Prospects for food safety legislation appeared dim Dec. 17 after the Senate failed to pass the omnibus spending bill.
If the Food Safety Modernization Act is not included with a continuing resolution by Dec. 18, it would mark the end of the line for the legislation, observers said. Even though the Senate food safety bill passed that chamber by a wide margin in November and its counterpart passed the House of Representatives in July 2009, inclusion of a tax provision invalidated the Senate bill and the House was forced to send the bill back to the Senate in the lame duck session.
"I think at this point it is safe to say the bill is dead," said Seattle-based food safety attorney Bill Marler on Dec. 17.

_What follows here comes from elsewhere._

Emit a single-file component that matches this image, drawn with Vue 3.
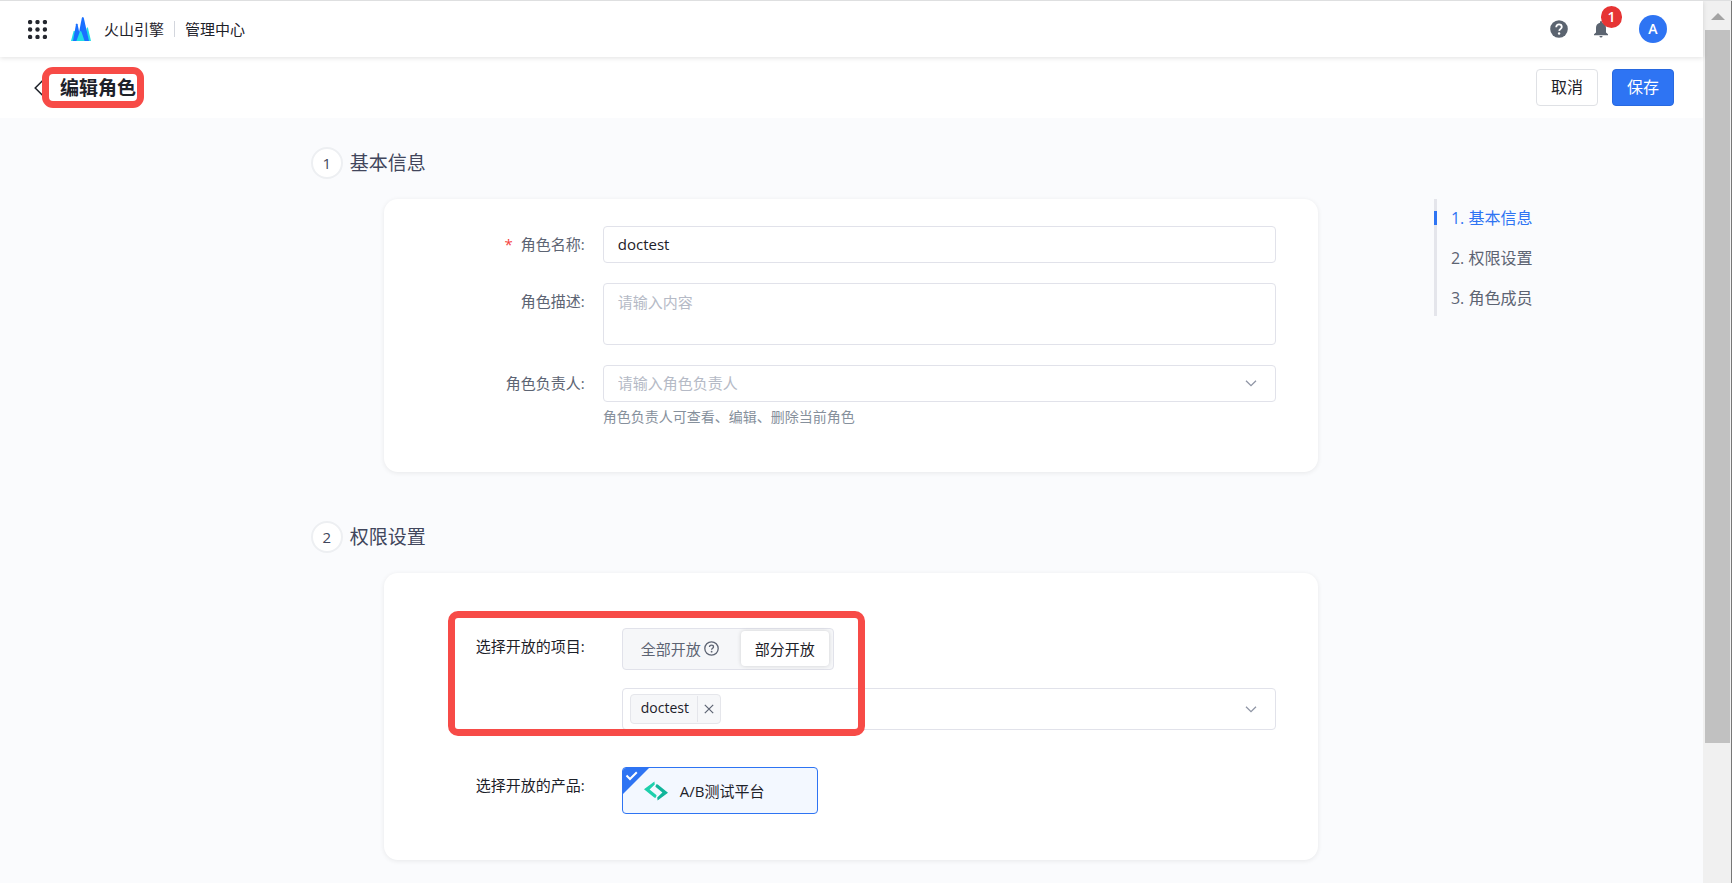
<script setup>
import { ref } from 'vue'

const name = ref('doctest')
const description = ref('')
const owner = ref('')
const scope = ref('part')
const projects = ref(['doctest'])
const productOn = ref(true)
const active = ref(0)
const anchors = [
  { id: 'basic', text: '1. 基本信息' },
  { id: 'permission', text: '2. 权限设置' },
  { id: 'members', text: '3. 角色成员' },
]
const dots = [2, 9, 16].flatMap((y) => [2, 9, 16].map((x) => ({ x, y })))
</script>

<template>
  <div class="window">
    <div class="page">
      <header class="topbar">
        <button class="icon-btn" type="button" aria-label="应用">
          <svg width="19" height="19" viewBox="0 0 18 18">
            <circle v-for="d in dots" :key="d.x + '-' + d.y" :cx="d.x" :cy="d.y" r="2.1" fill="#24272e" />
          </svg>
        </button>
        <a class="brand" href="#">
          <svg width="20" height="24" viewBox="0 0 20 24" aria-hidden="true">
            <path d="M0 24 2.5 14.5Q3.2 13 4 14.5L7 24Z" fill="#20dfe6" />
            <path d="M13 24 15.8 11Q16.4 9.5 17 11L20 24Z" fill="#20dfe6" />
            <path d="M2 24 5 7.3Q5.8 5.6 6.6 7.3L10 24Z" fill="#1a70ff" />
            <path d="M6.4 24 10.8 1Q11.8 -0.8 12.8 1L18 24Z" fill="#1a70ff" />
            <path d="M5.4 24 8.8 14.8Q9.6 13.4 10.4 14.8L13.6 24Z" fill="#22dde4" />
          </svg>
          <span>火山引擎</span>
        </a>
        <span class="divider"></span>
        <span class="center-name">管理中心</span>
        <div class="tools">
          <button class="icon-btn" type="button" aria-label="帮助">
            <svg width="18" height="18" viewBox="0 0 18 18">
              <circle cx="9" cy="9" r="8.8" fill="#5b6470" />
              <path d="M6.2 7.2C6.2 5.5 7.4 4.4 9 4.4s2.8 1 2.8 2.5c0 1.8-2.4 2-2.6 4" fill="none" stroke="#fff" stroke-width="1.8" />
              <circle cx="9.1" cy="13.5" r="1.2" fill="#fff" />
            </svg>
          </button>
          <button class="icon-btn bell" type="button" aria-label="消息">
            <svg width="14" height="17" viewBox="0 0 14 17">
              <path d="M6 1.8V1a1 1 0 0 1 2 0v.8C10.6 2.3 12 4.3 12 7v4.5l2 1.7v1H0v-1l2-1.7V7C2 4.3 3.4 2.3 6 1.8ZM5.4 15h3.2Q8.4 16.6 7 16.6T5.4 15Z" fill="#5b6470" />
            </svg>
            <span class="badge">1</span>
          </button>
          <button class="avatar" type="button">A</button>
        </div>
      </header>

      <div class="titlebar">
        <button class="icon-btn back" type="button" aria-label="返回">
          <svg width="9" height="16" viewBox="0 0 9 16">
            <path d="M8.5 .7 1.2 8l7.3 7.3" fill="none" stroke="#1d2129" stroke-width="1.5" />
          </svg>
        </button>
        <h1>编辑角色</h1>
        <div class="actions">
          <button class="btn" type="button">取消</button>
          <button class="btn primary" type="button">保存</button>
        </div>
      </div>

      <main class="content">
        <div class="sections">
          <section id="basic">
            <h2><span class="step">1</span>基本信息</h2>
            <form class="card basic" @submit.prevent>
              <div class="row">
                <label class="lab" for="f-name"><span class="req">*</span>角色名称:</label>
                <input id="f-name" v-model="name" class="field" type="text" />
              </div>
              <div class="row">
                <label class="lab" for="f-desc">角色描述:</label>
                <textarea id="f-desc" v-model="description" class="field area" placeholder="请输入内容"></textarea>
              </div>
              <div class="row">
                <label class="lab" for="f-owner">角色负责人:</label>
                <div>
                  <div class="select">
                    <select id="f-owner" v-model="owner" class="field placeholder">
                      <option value="">请输入角色负责人</option>
                    </select>
                    <svg class="chev" width="12" height="7" viewBox="0 0 12 7"><path d="M1 .8 6 5.6 11 .8" /></svg>
                  </div>
                  <p class="help">角色负责人可查看、编辑、删除当前角色</p>
                </div>
              </div>
            </form>
          </section>

          <section id="permission">
            <h2><span class="step">2</span>权限设置</h2>
            <form class="card permission" @submit.prevent>
              <div class="row">
                <label class="lab dark" for="f-projects">选择开放的项目:</label>
                <div class="stack">
                  <div class="segment" role="radiogroup">
                    <label :class="{ on: scope === 'all' }">
                      <input v-model="scope" class="hidden-input" type="radio" name="scope" value="all" />全部开放
                      <svg width="15" height="15" viewBox="0 0 15 15">
                        <circle cx="7.5" cy="7.5" r="6.7" fill="none" stroke="#5d6473" stroke-width="1.3" />
                        <path d="M5.5 6.1c0-1.2.9-1.9 2-1.9s2 .7 2 1.7c0 1.3-1.9 1.4-1.9 2.9" fill="none" stroke="#5d6473" stroke-width="1.3" />
                        <circle cx="7.6" cy="10.7" r=".9" fill="#5d6473" />
                      </svg>
                    </label>
                    <label :class="{ on: scope === 'part' }">
                      <input v-model="scope" class="hidden-input" type="radio" name="scope" value="part" />部分开放
                    </label>
                  </div>
                  <div class="field multi">
                    <span v-for="p in projects" :key="p" class="tag">
                      <span class="tag-text">{{ p }}</span>
                      <button type="button" :aria-label="'移除 ' + p" @click="projects = projects.filter((x) => x !== p)">
                        <svg width="10" height="10" viewBox="0 0 10 10"><path d="M.8.8 9.2 9.2M9.2.8.8 9.2" stroke="#5d6473" stroke-width="1.2" /></svg>
                      </button>
                    </span>
                    <input id="f-projects" class="search" type="text" role="combobox" aria-expanded="false" />
                    <svg class="chev" width="12" height="7" viewBox="0 0 12 7"><path d="M1 .8 6 5.6 11 .8" /></svg>
                  </div>
                </div>
              </div>
              <div class="row">
                <label class="lab dark" for="f-product">选择开放的产品:</label>
                <label class="product">
                  <input id="f-product" v-model="productOn" class="hidden-input" type="checkbox" />
                  <svg v-if="productOn" class="corner" width="26" height="26" viewBox="0 0 26 26">
                    <path d="M0 0H26L0 26Z" fill="#2e74f3" />
                    <path d="M3.5 7.5 7 11 13.8 4.2" fill="none" stroke="#fff" stroke-width="2" />
                  </svg>
                  <svg width="24" height="20" viewBox="0 0 24 20">
                    <path d="M10.4 .4 0 8.2 10.2 16.4Q11.4 17.2 12 16.2L12.6 14.2 5.6 8.4 10.8 3.6Z" fill="#1ed0ac" />
                    <path d="M13.6 19.6 24 11.8 13.8 3.6Q12.6 2.8 12 3.8L11.4 5.8 18.4 11.6 13.2 16.4Z" fill="#11b59a" />
                  </svg>
                  <span>A/B测试平台</span>
                </label>
              </div>
              <div class="mark"></div>
            </form>
          </section>
        </div>

        <nav class="anchors">
          <ul>
            <li v-for="(a, i) in anchors" :key="a.id" :class="{ active: i === active }">
              <a :href="'#' + a.id" @click="active = i">{{ a.text }}</a>
            </li>
          </ul>
        </nav>
      </main>
    </div>

    <div class="scrollbar" aria-hidden="true">
      <svg width="14" height="7" viewBox="0 0 14 7"><path d="M0 7 7 0l7 7Z" fill="#a3a3a3" /></svg>
      <div class="thumb"></div>
    </div>
  </div>
</template>

<style>
body {
  margin: 0;
}
</style>

<style scoped>
* {
  box-sizing: border-box;
}
.window {
  display: flex;
  height: 100vh;
  overflow: hidden;
  border-top: 1px solid #dedfe0;
  background: #fafbfd;
  color: #1d2129;
  font: 15px/22px "Open Sans", "Noto Sans CJK SC", sans-serif;
}
button,
input,
select,
textarea {
  font: inherit;
  color: inherit;
  margin: 0;
}
svg {
  display: block;
  flex: none;
}
.page {
  flex: 1;
  min-width: 0;
}
.icon-btn {
  padding: 0;
  border: 0;
  background: none;
}
.topbar {
  position: relative;
  display: flex;
  align-items: center;
  height: 56px;
  padding: 0 36px 0 28px;
  background: #fff;
  box-shadow: 0 1px 5px rgba(0, 0, 0, 0.12);
}
.brand {
  display: flex;
  align-items: center;
  gap: 13px;
  margin-left: 24px;
  color: #1d2129;
  text-decoration: none;
}
.divider {
  width: 1px;
  height: 16px;
  margin: 0 10px;
  background: #d3d6dd;
}
.tools {
  display: flex;
  align-items: center;
  margin-left: auto;
}
.bell {
  position: relative;
  margin: 0 31px 0 26px;
}
.badge {
  position: absolute;
  left: 7px;
  top: -15px;
  width: 21px;
  height: 22px;
  border-radius: 11px;
  background: #e63434;
  color: #fff;
  font-size: 14px;
  font-weight: 600;
}
.avatar {
  width: 28px;
  height: 28px;
  padding: 0;
  border: 0;
  border-radius: 50%;
  background: #2e74f3;
  color: #fff;
  font-size: 14px;
  font-weight: 600;
}
.titlebar {
  display: flex;
  align-items: center;
  height: 61px;
  padding: 0 29px 0 34px;
  background: #fff;
}
h1 {
  position: relative;
  margin: 0 0 0 17px;
  font-size: 19px;
  line-height: 26px;
  font-weight: 700;
}
h1::after {
  content: "";
  position: absolute;
  inset: -8px -8px -7px -18px;
  border: 7px solid #f74b47;
  border-radius: 11px;
}
.actions {
  display: flex;
  gap: 14px;
  margin-left: auto;
}
.btn {
  height: 37px;
  padding: 0 14px 2px;
  border: 1px solid #dfe1e5;
  border-radius: 4px;
  background: #fff;
  font-size: 16px;
  line-height: 22px;
}
.btn.primary {
  border-color: #2869e0;
  background: #2e74f3;
  color: #fff;
}
.content {
  display: grid;
  grid-template-columns: minmax(0, 1007fr) minmax(0, 385fr);
  padding: 29px 0 22px 18.25%;
}
h2 {
  display: flex;
  align-items: center;
  gap: 7px;
  margin: 0 0 20px;
  color: #41465c;
  font-size: 19px;
  line-height: 32px;
  font-weight: 400;
}
.step {
  width: 32px;
  height: 32px;
  border: 2px solid #edeff2;
  border-radius: 50%;
  background: #fff;
  font-size: 15px;
  line-height: 28px;
  text-align: center;
}
.card {
  position: relative;
  display: grid;
  margin: 0 0 49px 73px;
  border-radius: 14px;
  background: #fff;
  box-shadow: 0 1px 5px rgba(0, 0, 0, 0.08);
}
.basic {
  gap: 20px;
  padding: 27px 42px 44px 0;
}
.permission {
  gap: 37px;
  margin-bottom: 0;
  padding: 55px 42px 46px 0;
}
.row {
  display: grid;
  grid-template-columns: 201px minmax(0, 1fr);
  column-gap: 18px;
}
.permission .row {
  column-gap: 37px;
}
.lab {
  padding-top: 7px;
  color: #5d6473;
  text-align: right;
}
.lab.dark {
  color: #1d2129;
}
.req {
  margin-right: 8px;
  color: #f53f3f;
}
.field {
  display: block;
  width: 100%;
  height: 37px;
  padding: 0 14px 2px;
  border: 1px solid #e1e2ea;
  border-radius: 4px;
  background: #fff;
  outline: 0;
}
.area {
  height: 62px;
  padding: 7px 14px;
  resize: none;
}
.area::placeholder,
.placeholder {
  color: #b5bac6;
  opacity: 1;
}
.select {
  position: relative;
}
select {
  appearance: none;
}
.chev {
  fill: none;
  stroke: #8f95a5;
  stroke-width: 1.3;
}
.select .chev {
  position: absolute;
  right: 19px;
  top: 15px;
}
.help {
  margin: 4px 0 0;
  color: #86909c;
  font-size: 14px;
}
.stack {
  display: grid;
  gap: 18px;
}
.segment {
  display: flex;
  justify-self: start;
  height: 42px;
  padding: 2px 4px 3px;
  border: 1px solid #e1e2ea;
  border-radius: 4px;
  background: #f6f7f9;
}
.segment label {
  display: flex;
  align-items: center;
  gap: 3px;
  padding: 0 14px;
  border-radius: 4px;
  color: #5d6473;
}
.segment label:first-of-type {
  padding-right: 22px;
}
.segment .on {
  background: #fff;
  color: #1d2129;
  box-shadow: 0 0 4px rgba(0, 0, 0, 0.16);
}
.hidden-input {
  position: absolute;
  opacity: 0;
  pointer-events: none;
}
.multi {
  display: flex;
  align-items: center;
  height: 42px;
  padding: 0 18px 0 7px;
}
.tag {
  display: flex;
  align-items: center;
  height: 30px;
  border: 1px solid #e5e6eb;
  border-radius: 4px;
  background: #f6f7f9;
  font-size: 14px;
}
.tag-text {
  padding: 0 8px 2px 10px;
}
.tag button {
  height: 26px;
  padding: 0 6px;
  border: 0;
  border-left: 1px solid #e5e6eb;
  background: none;
}
.search {
  flex: 1;
  min-width: 0;
  border: 0;
  outline: 0;
  background: none;
}
.product {
  position: relative;
  display: flex;
  align-items: center;
  justify-self: start;
  gap: 12px;
  min-width: 196px;
  height: 47px;
  padding: 0 21px;
  border: 1px solid #2e74f3;
  border-radius: 4px;
  background: #f3f8ff;
  overflow: hidden;
}
.corner {
  position: absolute;
  left: 0;
  top: 0;
}
.mark {
  position: absolute;
  left: 64px;
  top: 38px;
  width: 417px;
  height: 125px;
  border: 7px solid #f74b47;
  border-radius: 10px;
  pointer-events: none;
}
.anchors {
  padding: 52px 0 0 116px;
}
.anchors ul {
  display: grid;
  gap: 26px;
  margin: 0;
  padding: 12px 0 11px;
  border-left: 3px solid #e4e5eb;
  list-style: none;
}
.anchors li {
  margin-left: -3px;
  padding-left: 14px;
  border-left: 3px solid transparent;
  font-size: 16px;
  line-height: 14px;
}
.anchors .active {
  border-color: #2e74f3;
}
.anchors a {
  color: #5d6473;
  text-decoration: none;
}
.anchors .active a {
  color: #2e74f3;
}
.scrollbar {
  display: flex;
  flex-direction: column;
  align-items: center;
  gap: 10px;
  width: 29px;
  padding: 12px 1px 0 2px;
  border-right: 1px solid #777;
  background: #f0f0f0;
}
.thumb {
  width: 100%;
  height: 82%;
  background: #c1c1c1;
}
</style>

Still, there remained a small chance for the Senate to deal with the bill in another way.
"Legislative schedules have been changing from hour to hour," Kam Quarles, director of legislative affairs for Washington, D.C.-based McDermott Will & Emery law firm.
Quarles said there was an effort ongoing to tack the food safety bill to the continuing resolutions, but it was uncertain if Republicans would object and derail the effort.
Officials with the Newark, Del.-based Produce Marketing Association and the Washington, D.C.-based United Fresh Produce Association could not immediately be reached for comment. PMA and United Fresh both opposed the food safety legislation because of the 11th-hour inclusion of provisions exempting small operators from some of the law's food safety requirements.
Even though the FDA is writing produce safety regulations, Marler said the agency won't have the funding to conduct more inspections and to enforce rules.
"I think ultimately it will be up to industry to do their own self-policing," he said. "I think unfortunately I am going to be as busy as ever."